How to Approach a Loved One or Colleague About Their Abusive Behaviour

It can be incredibly difficult to speak to someone you care about or work with about their behaviour, especially if you suspect it may be harmful or abusive. But raising the issue, even gently, could help them reflect, change course, or seek support and help. Silence, on the other hand, can allow abuse to continue unchecked.

This guide offers safe, respectful strategies for approaching someone whose behaviour concerns you without escalating the situation or putting others at risk.

Can you really tell someone they’re being abusive?

Yes, but it must be done carefully. Many people do not see themselves as abusive. They may feel misunderstood, defensive or ashamed. That’s why the way you approach the conversation matters.

The goal isn’t to accuse or attack. It’s to open a door for reflection, raise awareness, and let them know their behaviour is having an impact.

When is it appropriate to speak up?

  • If you’ve witnessed harmful or controlling behaviour directly
  • If someone has confided in you about mistreatment
  • If the behaviour is affecting others’ wellbeing (at home, at work, or socially)
  • If you’re concerned they may not realise the impact of their actions

In cases where violence is present or someone is in immediate danger, it’s best to prioritise safety and contact support services rather than confronting the person directly.
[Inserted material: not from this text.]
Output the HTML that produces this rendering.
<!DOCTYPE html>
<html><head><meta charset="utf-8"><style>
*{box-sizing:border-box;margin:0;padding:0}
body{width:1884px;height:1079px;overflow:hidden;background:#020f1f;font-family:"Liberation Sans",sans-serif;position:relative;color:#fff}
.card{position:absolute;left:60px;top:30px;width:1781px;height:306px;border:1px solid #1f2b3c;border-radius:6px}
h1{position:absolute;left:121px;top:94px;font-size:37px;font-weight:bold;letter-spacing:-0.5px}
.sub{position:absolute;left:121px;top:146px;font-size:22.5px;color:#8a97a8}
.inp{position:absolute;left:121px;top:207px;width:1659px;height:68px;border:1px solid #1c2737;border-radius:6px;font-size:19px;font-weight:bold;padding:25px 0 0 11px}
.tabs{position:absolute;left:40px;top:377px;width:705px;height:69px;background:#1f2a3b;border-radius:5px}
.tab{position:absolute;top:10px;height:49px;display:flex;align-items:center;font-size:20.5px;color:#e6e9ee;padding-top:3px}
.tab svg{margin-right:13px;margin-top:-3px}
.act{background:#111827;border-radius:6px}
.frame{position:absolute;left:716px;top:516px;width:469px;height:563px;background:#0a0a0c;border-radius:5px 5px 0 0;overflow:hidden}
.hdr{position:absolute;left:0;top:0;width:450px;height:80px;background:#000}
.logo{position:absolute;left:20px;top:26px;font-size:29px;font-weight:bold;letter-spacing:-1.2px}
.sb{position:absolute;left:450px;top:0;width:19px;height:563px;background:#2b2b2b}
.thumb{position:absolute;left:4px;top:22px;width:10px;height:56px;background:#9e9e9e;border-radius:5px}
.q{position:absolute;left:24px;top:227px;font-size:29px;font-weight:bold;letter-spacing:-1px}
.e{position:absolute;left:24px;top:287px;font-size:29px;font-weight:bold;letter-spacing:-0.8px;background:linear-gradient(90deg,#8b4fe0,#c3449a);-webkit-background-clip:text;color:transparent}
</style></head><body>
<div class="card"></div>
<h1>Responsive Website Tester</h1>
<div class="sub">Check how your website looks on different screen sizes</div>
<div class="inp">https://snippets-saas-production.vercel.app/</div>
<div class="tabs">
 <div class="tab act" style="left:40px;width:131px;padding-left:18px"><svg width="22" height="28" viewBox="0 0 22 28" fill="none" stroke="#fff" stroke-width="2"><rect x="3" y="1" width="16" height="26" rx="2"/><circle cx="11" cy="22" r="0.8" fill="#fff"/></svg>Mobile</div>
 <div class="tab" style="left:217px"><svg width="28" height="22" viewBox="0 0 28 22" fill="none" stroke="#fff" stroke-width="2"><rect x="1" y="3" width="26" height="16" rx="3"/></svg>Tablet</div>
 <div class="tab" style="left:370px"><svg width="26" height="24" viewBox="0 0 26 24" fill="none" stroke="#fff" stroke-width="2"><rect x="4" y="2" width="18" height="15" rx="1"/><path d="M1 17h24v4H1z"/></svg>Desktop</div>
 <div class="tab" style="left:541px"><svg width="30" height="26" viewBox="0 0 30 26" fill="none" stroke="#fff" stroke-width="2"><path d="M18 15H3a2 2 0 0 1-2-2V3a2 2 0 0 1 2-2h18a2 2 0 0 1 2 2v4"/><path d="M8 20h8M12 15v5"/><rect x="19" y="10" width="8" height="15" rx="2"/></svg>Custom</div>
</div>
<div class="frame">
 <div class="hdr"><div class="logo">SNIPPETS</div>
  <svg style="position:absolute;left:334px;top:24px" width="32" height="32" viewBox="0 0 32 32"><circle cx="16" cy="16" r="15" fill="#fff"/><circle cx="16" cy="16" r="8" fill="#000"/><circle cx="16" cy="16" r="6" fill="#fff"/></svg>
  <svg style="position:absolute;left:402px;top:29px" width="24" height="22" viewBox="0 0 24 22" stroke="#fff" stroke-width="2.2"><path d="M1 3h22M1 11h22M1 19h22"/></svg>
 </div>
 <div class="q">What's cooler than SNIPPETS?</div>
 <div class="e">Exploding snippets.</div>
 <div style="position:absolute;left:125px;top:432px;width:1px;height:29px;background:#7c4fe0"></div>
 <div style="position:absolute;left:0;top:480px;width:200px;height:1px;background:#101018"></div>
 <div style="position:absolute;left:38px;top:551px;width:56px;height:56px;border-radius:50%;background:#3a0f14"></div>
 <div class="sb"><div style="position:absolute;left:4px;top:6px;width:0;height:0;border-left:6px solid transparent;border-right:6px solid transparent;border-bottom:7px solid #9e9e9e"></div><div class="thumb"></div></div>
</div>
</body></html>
How to prepare for the conversation

Before you say anything:

  • Be clear about what you’ve seen and why it concerns you
  • Separate the person from their behaviour, focus on the impact, not their character
  • Choose a private, neutral space where you won’t be interrupted
  • Be prepared for denial, defensiveness, or anger
  • Know when to walk away if the conversation becomes unsafe

This is about planting a seed and encouraging change and seek support.
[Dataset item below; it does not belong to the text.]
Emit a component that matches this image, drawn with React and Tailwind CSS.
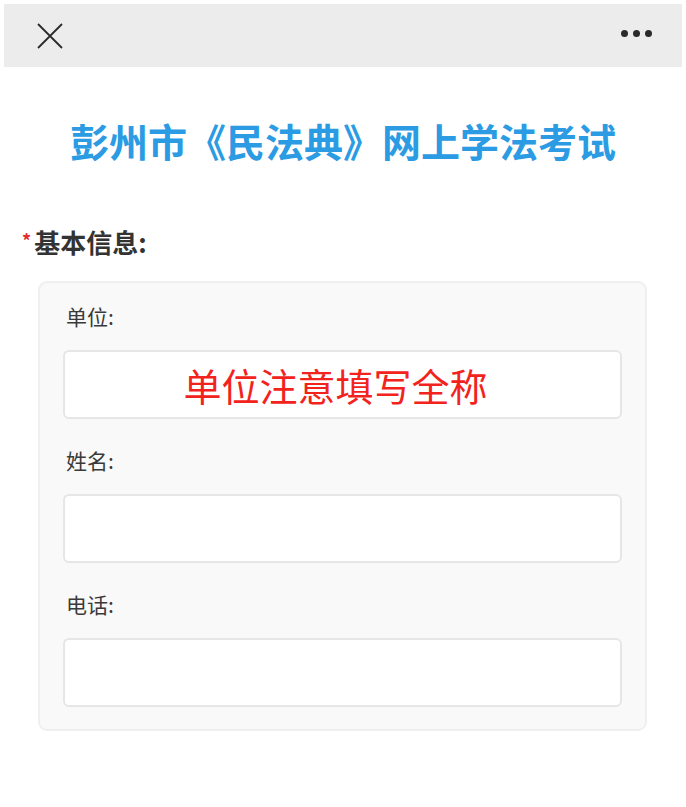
const font = { fontFamily: '"Noto Sans CJK SC", "Noto Sans", sans-serif' };

const Field = ({ label, first, children }) => (
  <div className={first ? '' : 'mt-[21px]'}>
    <div className="h-[40px] leading-[40px] pl-[3px] text-[21px] text-[#3a3a3a]">{label}</div>
    <div className="mt-[14px] h-[69px] rounded-[6px] border-2 border-[#e6e6e6] bg-white flex items-center justify-center pr-[14px]">
      {children}
    </div>
  </div>
);

const App = () => {
  return (
    <div className="w-[686px] h-[807px] bg-white" style={font}>
      {/* Top bar */}
      <div className="pt-[4px] px-[4px]">
        <div className="h-[63px] bg-[#ececec] flex items-center justify-between pl-[33px] pr-[30px]">
          <svg width="26" height="26" viewBox="0 0 26 26" className="text-[#2a2a2a]">
            <path d="M1 1 L25 25 M25 1 L1 25" stroke="currentColor" strokeWidth="1.8" fill="none" />
          </svg>
          <div className="flex items-center gap-[5px] -mt-[4px]">
            <span className="w-[7px] h-[7px] rounded-full bg-[#2a2a2a]" />
            <span className="w-[7px] h-[7px] rounded-full bg-[#2a2a2a]" />
            <span className="w-[7px] h-[7px] rounded-full bg-[#2a2a2a]" />
          </div>
        </div>
      </div>

      {/* Title */}
      <h1 className="mt-[48px] text-center text-[39px] leading-[50px] font-bold text-[#2b9be3]">
        彭州市《民法典》网上学法考试
      </h1>

      {/* Section */}
      <div className="mt-[60px] pl-[22px] flex items-center">
        <span className="text-[#e52b2b] text-[18px] font-bold mr-[3px] -mt-[4px]">*</span>
        <span className="text-[26px] leading-[34px] font-bold text-[#333]">基本信息:</span>
      </div>

      <div className="mt-[22px] mx-[38px] w-[609px] rounded-[9px] border-2 border-[#efefef] bg-[#f9f9f9] px-[23px] pt-[13px] pb-[22px]">
        <Field label="单位:" first>
          <span className="text-[38px] text-[#f2231c]">单位注意填写全称</span>
        </Field>
        <Field label="姓名:" />
        <Field label="电话:" />
      </div>
    </div>
  );
};

export default App;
How to start the conversation

Start calmly. You might say:

  • “There’s something I’ve noticed that I’m really struggling with, and I care enough to bring it up.”
  • “I want to talk to you about something because I’m worried about how it might be affecting others.”
  • “I’m not here to judge you, but I’ve seen [specific behaviour] and I think it’s causing harm.”

Avoid labels like “abuser” they can lead to shutdown. Instead, describe actions and their impact.

Focus on the behaviour, not the person

Use “I” statements:

  • “I noticed you called your partner names in front of the children, it seemed to upset everyone.”
  • “When you speak to ‘colleague’ like that, it makes the team feel on edge.”

Avoid blame or generalisations like:

  • “You’re always controlling.”
  • “You’re just like your dad.”
  • “Everyone thinks you’re toxic.”

Keep the conversation centred on specific behaviour and how it affects others.

Be ready for a range of reactions

The person may:

  • Deny or minimise the behaviour (“It’s not that bad.”)
  • Blame others (“She drives me to it.”)
  • Justify it (“I was stressed.”)
  • React with anger or shut down

Stay calm. You don’t need to prove your point, you just need to make it clear that the behaviour isn’t acceptable and that help and support is available.

You can say:

  • “Even if that wasn’t your intention, the impact was real.”
  • “It’s not about blame, it’s about how this is affecting others.”

Offer a path forward

If the person seems open:

  • Encourage self-reflection: “Have you thought about how this might be affecting your relationship?”
  • Suggest support: “There are organisations that help people understand and change their behaviour, there’s nothing wrong with asking for help.”

They may not change right away, but a single conversation can start a longer process.

What if the person doesn’t want to change?

You can’t force someone to take accountability, but you can:

  • Set boundaries: “I’m not comfortable being around that behaviour.”
  • Protect others: Support anyone on the receiving end, without putting them in further danger
  • Seek advice: Call a domestic abuse helpline and seek advice.

It’s not your job to fix someone, but it is okay to speak up if something feels wrong.

It takes courage to challenge harmful behaviour in someone you care about. But silence allows abuse to continue. By approaching with compassion, honesty and a focus on change, you create space for reflection  and maybe even transformation.